Copyright Ian Pearson, BT Futurologist

 

Click here for contact details, other articles and personal details

 

Future policing

 

March 2004

 

This decade is seeing the start of convergence between biotechnology, nanotechnology and information technology. The latter is maturing fast, and in just a few years our cities will swarm with sensors, communication devices, processors and data stores, with a positioning field accurate to a few centimetres. This rapidly developing field is called PICT (pervasive information and communications technology). While its main uses will greatly enhance our business and social lives, it will also give unprecedented opportunities to bring about an Orwellian 1984 world. It is technologically possible by the end of the decade to monitor every conversation in every street via microphones in every wall, checking for keywords that might indicate planning or execution of crime. Equally ubiquitous surveillance cameras could record subsequent events, arranging for police to be despatched if necessary. This could be a huge disincentive to high street crime, since the chances of being caught and convicted would be high. But few of us would want to live in a world where our every word and action is being monitored by police.
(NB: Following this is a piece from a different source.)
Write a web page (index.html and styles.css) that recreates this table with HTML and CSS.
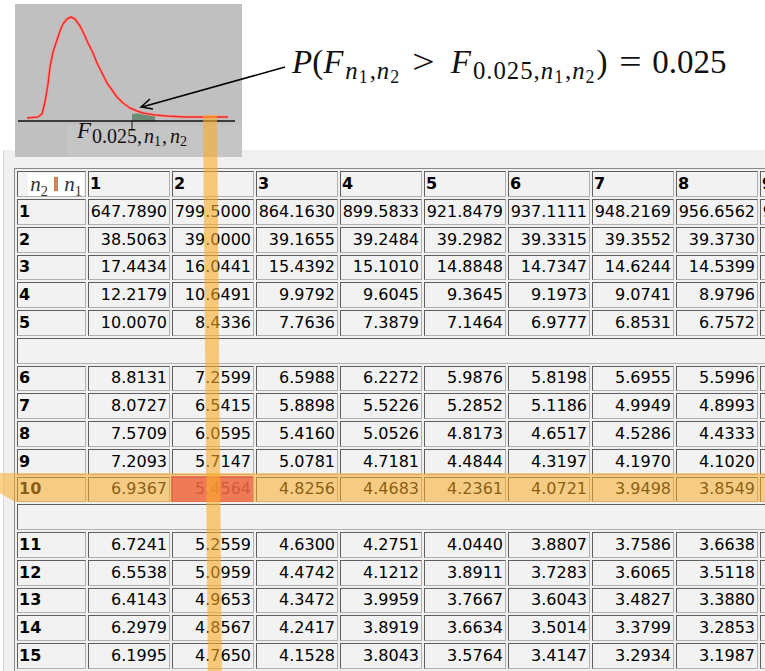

The underlying technology will be there for all sorts of business reasons, enabling us to have full networked intelligence available to us everywhere, but in a healthy society, it is important to balance protection from crime against privacy. Guaranteed punishment for offences would effectively remove free will, combining both slavery and imprisonment.

 

Trials are already under way on cars that are automatically constrained to speed limits, by linking the engine management systems to the GPS positioning system. There will be diverse consequences of this if it is ever rolled out, but certainly the technology is entirely feasible already. There are many other areas where opportunities to offend could be constrained.

 

Orwell wrote about thought police, and today we have laws on race crime where the thoughts of the culprit are an important consideration. Today we cannot reliably read thoughts electronically, but a few computer games already use crude thought recognition. Within a decade, the convergence of nanotechnology and biotechnology will enable devices inside our skin that pick up nerve signals, greatly improving potential thought recognition development, and allowing experiences to be recorded and replayed. The same technology could be used to induce pain. It would be possible, if unethical, to prevent criminals from committing some offences by inducing pain if they tried. For example, a burglar could be tagged using an active skin implant so that he experiences severe pain if he enters any house for which he is not registered as a legitimate visitor. A mugger could be made to experience the same pain as his victim. In due course thoughts and emotions could also be recorded, stored and used as evidence. The police world in the film Minority Report relied on special telepaths to do this work, but it will become technologically feasible in reality, around 2040.

 

It seems that we face difficult decisions. We need to control crime without destroying freedom. With an explosion of technological capability, we could roll out 1984. As usual, the difficult part is the human judgement of just how far we should go. So far, our police have usually acted with wisdom and balance. Long may it last.